---- Input for this task

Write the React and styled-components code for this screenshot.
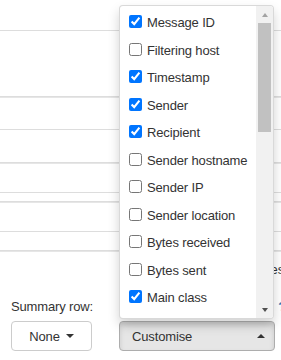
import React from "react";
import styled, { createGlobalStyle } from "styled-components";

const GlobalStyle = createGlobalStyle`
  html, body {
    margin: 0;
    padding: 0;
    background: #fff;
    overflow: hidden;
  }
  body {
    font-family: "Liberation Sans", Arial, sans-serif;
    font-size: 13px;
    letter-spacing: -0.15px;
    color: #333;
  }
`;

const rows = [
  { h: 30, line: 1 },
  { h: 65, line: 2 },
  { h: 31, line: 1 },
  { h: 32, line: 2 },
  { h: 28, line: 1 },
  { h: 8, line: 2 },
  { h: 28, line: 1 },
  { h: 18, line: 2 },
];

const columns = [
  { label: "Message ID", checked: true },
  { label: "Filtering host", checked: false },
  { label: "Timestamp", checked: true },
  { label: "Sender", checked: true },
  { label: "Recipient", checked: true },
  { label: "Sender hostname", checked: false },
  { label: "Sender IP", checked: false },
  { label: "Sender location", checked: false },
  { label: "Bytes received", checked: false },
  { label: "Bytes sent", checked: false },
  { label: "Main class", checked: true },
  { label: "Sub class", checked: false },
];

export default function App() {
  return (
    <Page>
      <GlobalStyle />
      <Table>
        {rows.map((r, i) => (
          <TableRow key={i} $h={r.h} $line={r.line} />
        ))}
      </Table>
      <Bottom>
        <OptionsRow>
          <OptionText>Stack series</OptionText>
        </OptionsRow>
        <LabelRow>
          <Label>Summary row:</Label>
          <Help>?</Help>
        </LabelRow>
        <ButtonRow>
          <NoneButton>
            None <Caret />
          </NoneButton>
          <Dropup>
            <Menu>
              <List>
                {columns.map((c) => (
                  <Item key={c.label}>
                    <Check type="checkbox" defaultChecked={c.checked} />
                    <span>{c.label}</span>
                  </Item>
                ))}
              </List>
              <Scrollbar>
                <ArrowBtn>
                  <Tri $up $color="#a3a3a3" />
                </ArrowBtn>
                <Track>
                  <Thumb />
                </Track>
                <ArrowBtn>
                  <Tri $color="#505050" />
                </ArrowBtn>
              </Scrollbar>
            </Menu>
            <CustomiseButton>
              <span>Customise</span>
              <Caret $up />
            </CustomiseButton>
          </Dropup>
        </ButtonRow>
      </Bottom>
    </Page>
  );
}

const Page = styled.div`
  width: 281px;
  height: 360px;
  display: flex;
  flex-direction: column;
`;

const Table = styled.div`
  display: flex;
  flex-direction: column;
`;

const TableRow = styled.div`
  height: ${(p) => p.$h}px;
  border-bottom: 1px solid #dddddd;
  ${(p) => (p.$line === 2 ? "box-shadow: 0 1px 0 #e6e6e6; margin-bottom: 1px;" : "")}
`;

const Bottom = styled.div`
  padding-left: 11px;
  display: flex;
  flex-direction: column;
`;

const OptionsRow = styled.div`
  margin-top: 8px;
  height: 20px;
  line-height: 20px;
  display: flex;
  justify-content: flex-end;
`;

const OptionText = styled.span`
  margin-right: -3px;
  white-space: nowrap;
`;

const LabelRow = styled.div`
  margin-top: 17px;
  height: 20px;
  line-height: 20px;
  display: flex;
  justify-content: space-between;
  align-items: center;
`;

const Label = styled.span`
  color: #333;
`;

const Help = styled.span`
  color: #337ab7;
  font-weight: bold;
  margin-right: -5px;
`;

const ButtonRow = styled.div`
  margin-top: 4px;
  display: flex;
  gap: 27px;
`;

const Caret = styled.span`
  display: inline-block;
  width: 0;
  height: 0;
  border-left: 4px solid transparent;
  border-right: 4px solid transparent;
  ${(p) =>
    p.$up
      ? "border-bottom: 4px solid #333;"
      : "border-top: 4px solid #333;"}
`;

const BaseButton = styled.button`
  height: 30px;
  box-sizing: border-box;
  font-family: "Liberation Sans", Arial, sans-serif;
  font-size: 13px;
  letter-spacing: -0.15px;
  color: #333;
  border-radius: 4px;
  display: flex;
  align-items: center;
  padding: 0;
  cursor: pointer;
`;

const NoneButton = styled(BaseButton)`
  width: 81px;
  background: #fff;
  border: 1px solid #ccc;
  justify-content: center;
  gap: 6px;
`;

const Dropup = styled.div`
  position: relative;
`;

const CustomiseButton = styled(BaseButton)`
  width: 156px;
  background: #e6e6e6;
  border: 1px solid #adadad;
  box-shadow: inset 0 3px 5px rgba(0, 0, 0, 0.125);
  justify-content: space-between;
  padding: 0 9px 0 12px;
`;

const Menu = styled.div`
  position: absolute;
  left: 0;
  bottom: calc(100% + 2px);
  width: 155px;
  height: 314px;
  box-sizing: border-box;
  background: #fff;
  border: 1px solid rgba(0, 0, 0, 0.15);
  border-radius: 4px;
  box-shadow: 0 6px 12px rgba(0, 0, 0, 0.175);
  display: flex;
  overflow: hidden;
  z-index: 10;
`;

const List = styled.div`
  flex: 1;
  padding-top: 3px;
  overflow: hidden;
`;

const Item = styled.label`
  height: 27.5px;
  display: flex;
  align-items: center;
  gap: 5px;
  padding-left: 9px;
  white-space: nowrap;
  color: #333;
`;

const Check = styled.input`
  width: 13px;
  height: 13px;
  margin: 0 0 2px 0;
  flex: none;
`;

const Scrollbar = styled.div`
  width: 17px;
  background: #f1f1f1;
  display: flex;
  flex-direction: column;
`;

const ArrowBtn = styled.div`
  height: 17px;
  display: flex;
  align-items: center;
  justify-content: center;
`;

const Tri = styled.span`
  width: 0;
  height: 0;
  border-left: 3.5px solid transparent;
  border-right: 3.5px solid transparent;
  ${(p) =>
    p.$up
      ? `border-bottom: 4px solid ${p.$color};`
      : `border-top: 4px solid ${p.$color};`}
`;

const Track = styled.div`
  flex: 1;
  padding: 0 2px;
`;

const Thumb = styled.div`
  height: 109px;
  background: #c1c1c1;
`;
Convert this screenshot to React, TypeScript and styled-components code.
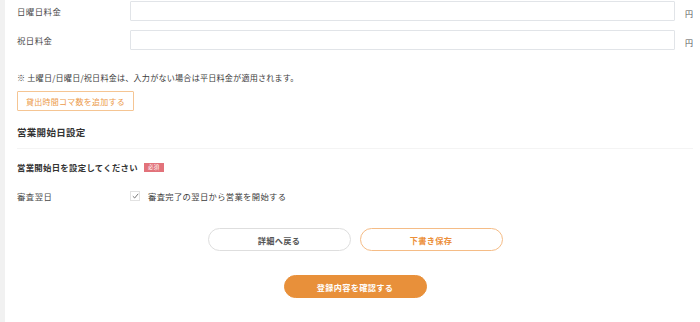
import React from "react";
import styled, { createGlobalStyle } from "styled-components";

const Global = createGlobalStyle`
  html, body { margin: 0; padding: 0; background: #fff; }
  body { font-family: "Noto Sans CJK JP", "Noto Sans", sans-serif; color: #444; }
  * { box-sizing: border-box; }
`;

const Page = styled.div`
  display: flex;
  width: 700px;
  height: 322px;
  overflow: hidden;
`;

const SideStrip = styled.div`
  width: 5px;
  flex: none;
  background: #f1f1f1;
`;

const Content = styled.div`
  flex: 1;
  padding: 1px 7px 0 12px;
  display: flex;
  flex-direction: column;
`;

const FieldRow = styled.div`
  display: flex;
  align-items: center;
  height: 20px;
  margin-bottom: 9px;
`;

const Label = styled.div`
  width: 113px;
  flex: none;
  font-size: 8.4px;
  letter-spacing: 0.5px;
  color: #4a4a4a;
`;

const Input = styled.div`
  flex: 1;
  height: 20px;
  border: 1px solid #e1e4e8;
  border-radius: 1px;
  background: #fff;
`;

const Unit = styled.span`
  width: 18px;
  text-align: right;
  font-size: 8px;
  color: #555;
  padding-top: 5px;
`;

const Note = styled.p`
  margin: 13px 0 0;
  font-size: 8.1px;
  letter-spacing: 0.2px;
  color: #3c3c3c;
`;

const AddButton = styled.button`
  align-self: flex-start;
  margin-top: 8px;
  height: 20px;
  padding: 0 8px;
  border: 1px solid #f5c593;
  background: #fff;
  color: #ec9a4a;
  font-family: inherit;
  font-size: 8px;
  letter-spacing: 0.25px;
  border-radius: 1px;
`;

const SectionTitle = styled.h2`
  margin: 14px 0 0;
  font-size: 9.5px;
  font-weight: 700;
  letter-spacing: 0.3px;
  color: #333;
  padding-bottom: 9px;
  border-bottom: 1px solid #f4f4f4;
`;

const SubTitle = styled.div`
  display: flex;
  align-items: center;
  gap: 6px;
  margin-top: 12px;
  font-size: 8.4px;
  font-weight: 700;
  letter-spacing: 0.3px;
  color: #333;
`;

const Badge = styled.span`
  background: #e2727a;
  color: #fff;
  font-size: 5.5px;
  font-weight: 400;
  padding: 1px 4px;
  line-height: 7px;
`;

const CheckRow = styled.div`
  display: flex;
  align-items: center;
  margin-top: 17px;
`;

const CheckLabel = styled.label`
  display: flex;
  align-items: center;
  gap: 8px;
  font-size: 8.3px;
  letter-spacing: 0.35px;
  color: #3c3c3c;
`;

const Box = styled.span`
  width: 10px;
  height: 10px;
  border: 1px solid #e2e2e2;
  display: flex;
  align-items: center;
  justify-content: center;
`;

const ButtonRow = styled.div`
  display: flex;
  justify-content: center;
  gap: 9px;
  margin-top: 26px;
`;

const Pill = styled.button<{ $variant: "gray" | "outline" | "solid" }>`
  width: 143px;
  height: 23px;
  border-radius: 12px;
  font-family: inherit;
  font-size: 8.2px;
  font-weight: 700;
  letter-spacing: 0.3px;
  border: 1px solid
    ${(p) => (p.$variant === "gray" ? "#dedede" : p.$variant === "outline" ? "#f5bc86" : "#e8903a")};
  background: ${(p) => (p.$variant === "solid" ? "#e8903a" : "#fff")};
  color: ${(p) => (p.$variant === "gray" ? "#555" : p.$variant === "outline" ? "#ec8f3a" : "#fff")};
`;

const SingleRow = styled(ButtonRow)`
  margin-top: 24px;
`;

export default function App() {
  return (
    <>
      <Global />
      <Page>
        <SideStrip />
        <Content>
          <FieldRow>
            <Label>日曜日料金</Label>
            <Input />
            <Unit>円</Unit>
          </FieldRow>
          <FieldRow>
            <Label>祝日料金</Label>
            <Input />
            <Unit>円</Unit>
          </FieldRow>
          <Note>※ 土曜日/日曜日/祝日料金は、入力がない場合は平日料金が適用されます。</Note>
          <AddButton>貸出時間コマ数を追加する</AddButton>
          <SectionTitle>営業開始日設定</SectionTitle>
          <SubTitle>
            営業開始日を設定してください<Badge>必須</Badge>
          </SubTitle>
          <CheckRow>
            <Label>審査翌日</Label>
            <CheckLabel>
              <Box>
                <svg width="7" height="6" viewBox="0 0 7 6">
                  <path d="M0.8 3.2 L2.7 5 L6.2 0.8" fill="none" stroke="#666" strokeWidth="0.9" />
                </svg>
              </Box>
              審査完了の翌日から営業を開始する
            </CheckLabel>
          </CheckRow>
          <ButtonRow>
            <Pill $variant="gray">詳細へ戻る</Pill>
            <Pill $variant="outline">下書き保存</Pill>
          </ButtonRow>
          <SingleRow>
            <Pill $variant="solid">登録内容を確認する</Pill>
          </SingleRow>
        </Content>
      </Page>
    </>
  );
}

--------
---- Input for this task

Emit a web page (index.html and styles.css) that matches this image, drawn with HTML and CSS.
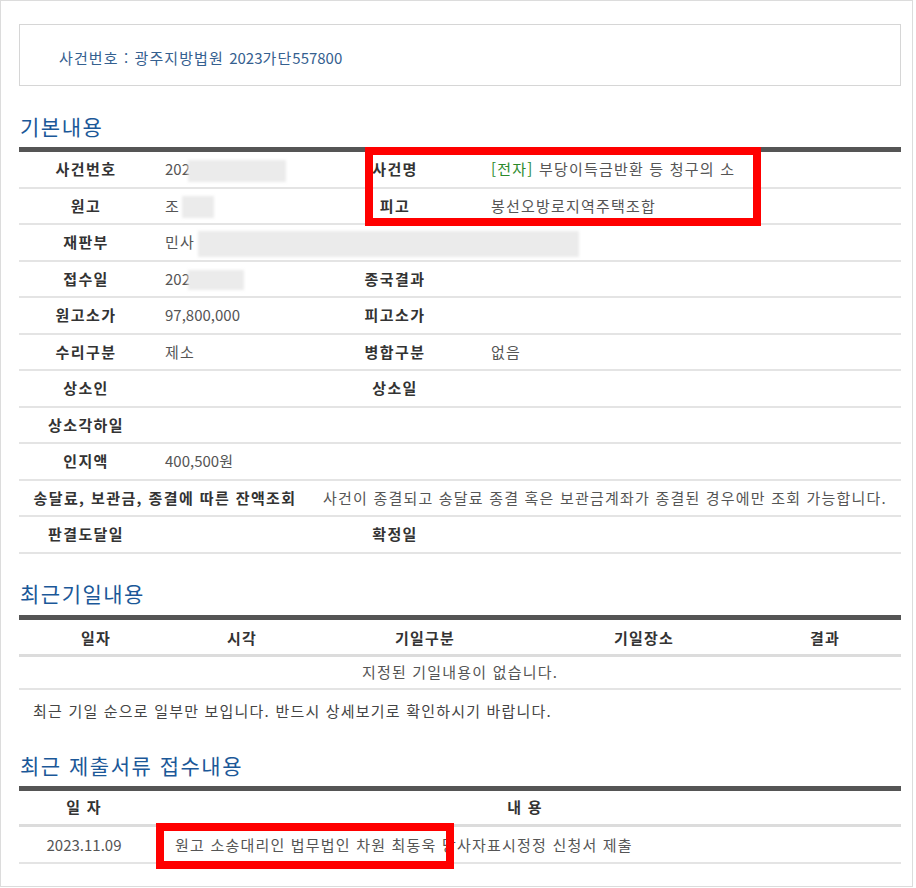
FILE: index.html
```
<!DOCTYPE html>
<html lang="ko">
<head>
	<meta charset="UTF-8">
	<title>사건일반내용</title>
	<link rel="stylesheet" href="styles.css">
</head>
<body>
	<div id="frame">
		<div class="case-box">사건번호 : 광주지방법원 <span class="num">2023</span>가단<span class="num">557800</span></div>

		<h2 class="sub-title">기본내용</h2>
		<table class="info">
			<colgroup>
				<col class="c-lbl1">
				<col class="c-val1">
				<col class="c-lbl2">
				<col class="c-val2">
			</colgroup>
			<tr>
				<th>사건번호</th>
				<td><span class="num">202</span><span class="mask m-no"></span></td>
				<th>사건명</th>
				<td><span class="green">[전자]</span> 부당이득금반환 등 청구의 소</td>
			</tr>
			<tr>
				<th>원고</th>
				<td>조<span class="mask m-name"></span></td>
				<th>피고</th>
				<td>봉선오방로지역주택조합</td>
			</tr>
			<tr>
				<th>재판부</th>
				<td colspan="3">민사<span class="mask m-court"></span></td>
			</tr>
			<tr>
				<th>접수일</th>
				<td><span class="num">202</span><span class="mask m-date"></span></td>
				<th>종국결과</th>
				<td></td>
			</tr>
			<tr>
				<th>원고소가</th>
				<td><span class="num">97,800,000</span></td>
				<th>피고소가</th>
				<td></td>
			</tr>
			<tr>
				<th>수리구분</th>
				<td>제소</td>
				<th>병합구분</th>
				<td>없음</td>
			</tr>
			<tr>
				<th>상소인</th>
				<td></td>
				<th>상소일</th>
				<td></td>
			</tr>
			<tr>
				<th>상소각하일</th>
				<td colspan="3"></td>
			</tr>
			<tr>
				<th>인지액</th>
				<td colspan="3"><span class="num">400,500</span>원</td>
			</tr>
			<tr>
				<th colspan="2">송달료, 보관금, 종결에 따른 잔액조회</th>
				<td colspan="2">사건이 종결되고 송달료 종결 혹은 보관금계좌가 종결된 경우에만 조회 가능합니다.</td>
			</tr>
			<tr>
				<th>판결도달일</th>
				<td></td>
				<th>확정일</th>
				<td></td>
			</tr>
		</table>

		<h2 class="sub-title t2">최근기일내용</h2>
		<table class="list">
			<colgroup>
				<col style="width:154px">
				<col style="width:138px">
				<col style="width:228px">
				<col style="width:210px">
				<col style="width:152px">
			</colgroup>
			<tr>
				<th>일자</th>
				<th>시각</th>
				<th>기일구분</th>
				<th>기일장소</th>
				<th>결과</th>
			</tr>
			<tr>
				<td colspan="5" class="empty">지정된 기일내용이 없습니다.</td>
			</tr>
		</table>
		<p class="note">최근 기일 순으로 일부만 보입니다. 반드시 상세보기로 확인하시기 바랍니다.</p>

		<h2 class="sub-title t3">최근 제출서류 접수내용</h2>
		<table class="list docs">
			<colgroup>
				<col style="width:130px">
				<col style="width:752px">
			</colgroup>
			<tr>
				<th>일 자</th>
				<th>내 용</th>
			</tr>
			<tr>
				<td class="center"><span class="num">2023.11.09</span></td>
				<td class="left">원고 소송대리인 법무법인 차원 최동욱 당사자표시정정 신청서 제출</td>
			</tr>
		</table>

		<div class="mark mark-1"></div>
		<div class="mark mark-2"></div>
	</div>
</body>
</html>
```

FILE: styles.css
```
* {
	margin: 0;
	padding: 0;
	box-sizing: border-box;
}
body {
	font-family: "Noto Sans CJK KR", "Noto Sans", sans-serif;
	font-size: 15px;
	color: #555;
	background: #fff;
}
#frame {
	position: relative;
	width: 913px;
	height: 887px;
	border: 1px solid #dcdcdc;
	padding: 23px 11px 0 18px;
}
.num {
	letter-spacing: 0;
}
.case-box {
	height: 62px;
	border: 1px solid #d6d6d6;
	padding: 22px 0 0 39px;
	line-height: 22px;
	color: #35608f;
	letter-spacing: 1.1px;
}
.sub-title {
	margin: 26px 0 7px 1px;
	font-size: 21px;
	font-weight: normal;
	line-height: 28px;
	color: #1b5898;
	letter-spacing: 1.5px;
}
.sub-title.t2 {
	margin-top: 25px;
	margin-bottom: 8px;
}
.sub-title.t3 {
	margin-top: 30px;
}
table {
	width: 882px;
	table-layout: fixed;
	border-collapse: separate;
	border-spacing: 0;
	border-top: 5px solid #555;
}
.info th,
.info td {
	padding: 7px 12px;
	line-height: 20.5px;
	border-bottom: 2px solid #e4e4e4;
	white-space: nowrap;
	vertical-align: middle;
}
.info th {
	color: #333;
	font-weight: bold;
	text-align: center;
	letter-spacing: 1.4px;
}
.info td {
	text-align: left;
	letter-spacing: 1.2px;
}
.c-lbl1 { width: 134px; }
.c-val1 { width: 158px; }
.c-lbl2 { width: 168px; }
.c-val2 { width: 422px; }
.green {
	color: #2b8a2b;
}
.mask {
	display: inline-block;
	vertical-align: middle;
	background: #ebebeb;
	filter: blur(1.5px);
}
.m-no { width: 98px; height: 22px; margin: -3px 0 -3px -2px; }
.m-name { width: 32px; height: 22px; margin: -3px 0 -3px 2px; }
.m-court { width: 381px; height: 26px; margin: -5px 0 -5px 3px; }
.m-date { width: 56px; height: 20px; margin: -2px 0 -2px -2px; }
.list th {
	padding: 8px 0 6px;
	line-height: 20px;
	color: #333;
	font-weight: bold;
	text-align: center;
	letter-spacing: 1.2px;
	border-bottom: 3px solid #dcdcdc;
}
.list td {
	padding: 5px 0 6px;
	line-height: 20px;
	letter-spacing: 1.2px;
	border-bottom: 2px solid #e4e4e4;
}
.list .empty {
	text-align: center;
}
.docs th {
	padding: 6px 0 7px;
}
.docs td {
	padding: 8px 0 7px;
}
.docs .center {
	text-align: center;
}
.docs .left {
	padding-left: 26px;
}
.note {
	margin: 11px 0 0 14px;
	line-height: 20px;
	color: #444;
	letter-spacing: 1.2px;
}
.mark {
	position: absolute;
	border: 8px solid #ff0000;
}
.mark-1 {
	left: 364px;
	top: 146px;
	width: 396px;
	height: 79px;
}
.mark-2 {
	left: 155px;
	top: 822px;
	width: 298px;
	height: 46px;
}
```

--------
---- Input for this task

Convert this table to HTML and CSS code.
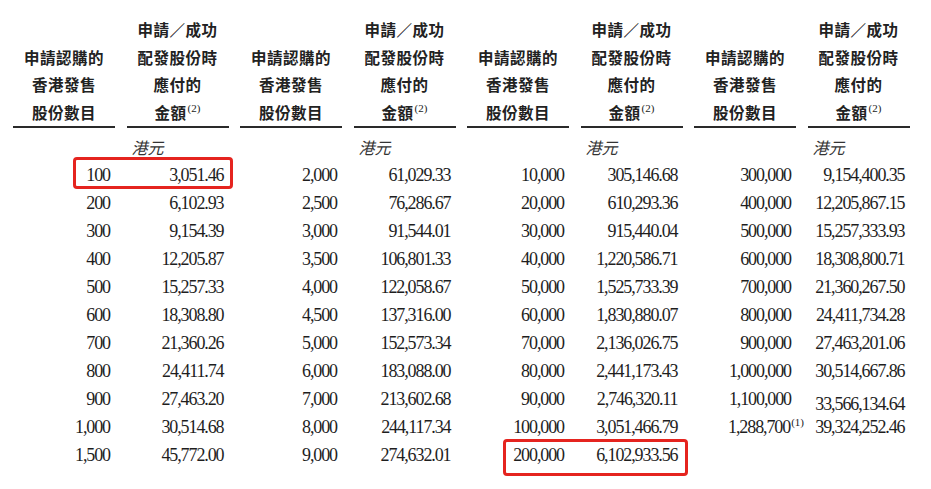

--------

*Aim:*
Each line of the material above either contains the word "components" or does not; state how many do, and nothing else.

*Response to this exercise:*
4